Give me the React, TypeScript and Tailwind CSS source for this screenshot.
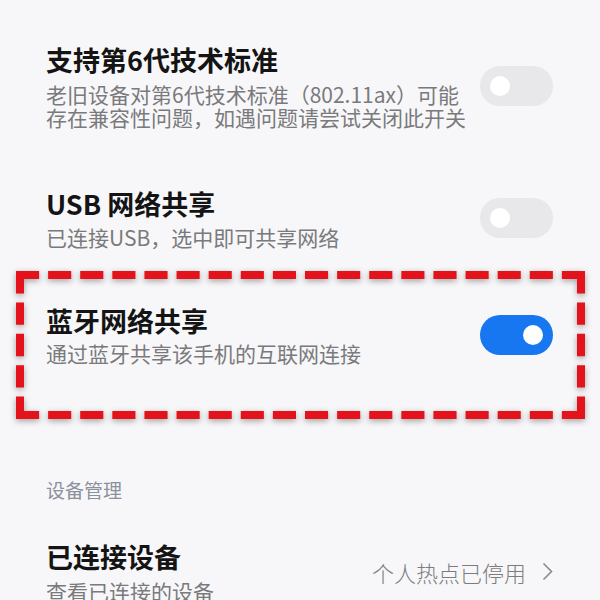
const font = 'font-["Noto_Sans_CJK_SC","Noto_Sans",sans-serif]'

type ToggleProps = { on?: boolean }

const Toggle = ({ on = false }: ToggleProps) => (
  <div
    className={`flex h-[40px] w-[73px] shrink-0 items-center rounded-full px-[10px] ${
      on ? 'justify-end bg-[#1677f0]' : 'justify-start bg-[#e8e8eb]'
    }`}
  >
    <div className="h-[20px] w-[20px] rounded-full bg-white" />
  </div>
)

const dashArray = (length: number, count: number, gap: number) => {
  const dash = (length - (count - 1) * gap) / count
  return `${dash} ${gap}`
}

const Highlight = () => {
  const w = 569
  const h = 148
  return (
    <svg
      width={w}
      height={h}
      className="pointer-events-none absolute left-[-30px] top-[-33px] drop-shadow-[0_2px_3px_rgba(0,0,0,0.35)]"
    >
      <g stroke="#e3121b" strokeWidth={8} fill="none">
        <line x1={0} y1={4} x2={w} y2={4} strokeDasharray={dashArray(w, 18, 9)} />
        <line x1={0} y1={h - 4} x2={w} y2={h - 4} strokeDasharray={dashArray(w, 18, 9)} />
        <line x1={4} y1={0} x2={4} y2={h} strokeDasharray={dashArray(h, 5, 9)} />
        <line x1={w - 4} y1={0} x2={w - 4} y2={h} strokeDasharray={dashArray(h, 5, 9)} />
      </g>
    </svg>
  )
}

const Title = ({ children }: { children: React.ReactNode }) => (
  <p className="text-[27px] font-semibold leading-[34px] text-[#141414]">{children}</p>
)

const Sub = ({ children }: { children: React.ReactNode }) => (
  <p className="text-[21px] leading-[23px] text-[#7a7a7c]">{children}</p>
)

export default function App() {
  return (
    <div className={`h-[600px] w-[600px] overflow-hidden bg-[#f7f7f9] pl-[46px] pr-[47px] pt-[43px] ${font}`}>
      <div className="flex items-center justify-between">
        <div>
          <Title>支持第6代技术标准</Title>
          <div className="mt-[6px]">
            <Sub>
              老旧设备对第6代技术标准（802.11ax）可能
              <br />
              存在兼容性问题，如遇问题请尝试关闭此开关
            </Sub>
          </div>
        </div>
        <Toggle />
      </div>

      <div className="mt-[58px] flex items-center justify-between">
        <div>
          <Title>USB 网络共享</Title>
          <div className="mt-[5px]">
            <Sub>已连接USB，选中即可共享网络</Sub>
          </div>
        </div>
        <Toggle />
      </div>

      <div className="relative mt-[55px] flex items-center justify-between">
        <Highlight />
        <div>
          <Title>蓝牙网络共享</Title>
          <div className="mt-[4px]">
            <Sub>通过蓝牙共享该手机的互联网连接</Sub>
          </div>
        </div>
        <Toggle on />
      </div>

      <p className="mt-[113px] text-[19px] leading-[24px] text-[#8a909c]">设备管理</p>

      <div className="mt-[38px] flex items-center justify-between">
        <div>
          <Title>已连接设备</Title>
          <div className="mt-[6px]">
            <Sub>查看已连接的设备</Sub>
          </div>
        </div>
        <div className="flex items-center gap-[16px]">
          <span className="text-[22px] font-light leading-[28px] text-[#7c7c7e]">个人热点已停用</span>
          <svg width="11" height="19" viewBox="0 0 11 19" fill="none">
            <path d="M1.5 1.5 L9.5 9.5 L1.5 17.5" stroke="#8a8a8c" strokeWidth="1.6" />
          </svg>
        </div>
      </div>
    </div>
  )
}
§
▸ Short exercise
The data above should be repeated exactly, minus any pictures.

▸ Exercise result
Give me the React, TypeScript and Tailwind CSS source for this screenshot.
const font = 'font-["Noto_Sans_CJK_SC","Noto_Sans",sans-serif]'

type ToggleProps = { on?: boolean }

const Toggle = ({ on = false }: ToggleProps) => (
  <div
    className={`flex h-[40px] w-[73px] shrink-0 items-center rounded-full px-[10px] ${
      on ? 'justify-end bg-[#1677f0]' : 'justify-start bg-[#e8e8eb]'
    }`}
  >
    <div className="h-[20px] w-[20px] rounded-full bg-white" />
  </div>
)

const dashArray = (length: number, count: number, gap: number) => {
  const dash = (length - (count - 1) * gap) / count
  return `${dash} ${gap}`
}

const Highlight = () => {
  const w = 569
  const h = 148
  return (
    <svg
      width={w}
      height={h}
      className="pointer-events-none absolute left-[-30px] top-[-33px] drop-shadow-[0_2px_3px_rgba(0,0,0,0.35)]"
    >
      <g stroke="#e3121b" strokeWidth={8} fill="none">
        <line x1={0} y1={4} x2={w} y2={4} strokeDasharray={dashArray(w, 18, 9)} />
        <line x1={0} y1={h - 4} x2={w} y2={h - 4} strokeDasharray={dashArray(w, 18, 9)} />
        <line x1={4} y1={0} x2={4} y2={h} strokeDasharray={dashArray(h, 5, 9)} />
        <line x1={w - 4} y1={0} x2={w - 4} y2={h} strokeDasharray={dashArray(h, 5, 9)} />
      </g>
    </svg>
  )
}

const Title = ({ children }: { children: React.ReactNode }) => (
  <p className="text-[27px] font-semibold leading-[34px] text-[#141414]">{children}</p>
)

const Sub = ({ children }: { children: React.ReactNode }) => (
  <p className="text-[21px] leading-[23px] text-[#7a7a7c]">{children}</p>
)

export default function App() {
  return (
    <div className={`h-[600px] w-[600px] overflow-hidden bg-[#f7f7f9] pl-[46px] pr-[47px] pt-[43px] ${font}`}>
      <div className="flex items-center justify-between">
        <div>
          <Title>支持第6代技术标准</Title>
          <div className="mt-[6px]">
            <Sub>
              老旧设备对第6代技术标准（802.11ax）可能
              <br />
              存在兼容性问题，如遇问题请尝试关闭此开关
            </Sub>
          </div>
        </div>
        <Toggle />
      </div>

      <div className="mt-[58px] flex items-center justify-between">
        <div>
          <Title>USB 网络共享</Title>
          <div className="mt-[5px]">
            <Sub>已连接USB，选中即可共享网络</Sub>
          </div>
        </div>
        <Toggle />
      </div>

      <div className="relative mt-[55px] flex items-center justify-between">
        <Highlight />
        <div>
          <Title>蓝牙网络共享</Title>
          <div className="mt-[4px]">
            <Sub>通过蓝牙共享该手机的互联网连接</Sub>
          </div>
        </div>
        <Toggle on />
      </div>

      <p className="mt-[113px] text-[19px] leading-[24px] text-[#8a909c]">设备管理</p>

      <div className="mt-[38px] flex items-center justify-between">
        <div>
          <Title>已连接设备</Title>
          <div className="mt-[6px]">
            <Sub>查看已连接的设备</Sub>
          </div>
        </div>
        <div className="flex items-center gap-[16px]">
          <span className="text-[22px] font-light leading-[28px] text-[#7c7c7e]">个人热点已停用</span>
          <svg width="11" height="19" viewBox="0 0 11 19" fill="none">
            <path d="M1.5 1.5 L9.5 9.5 L1.5 17.5" stroke="#8a8a8c" strokeWidth="1.6" />
          </svg>
        </div>
      </div>
    </div>
  )
}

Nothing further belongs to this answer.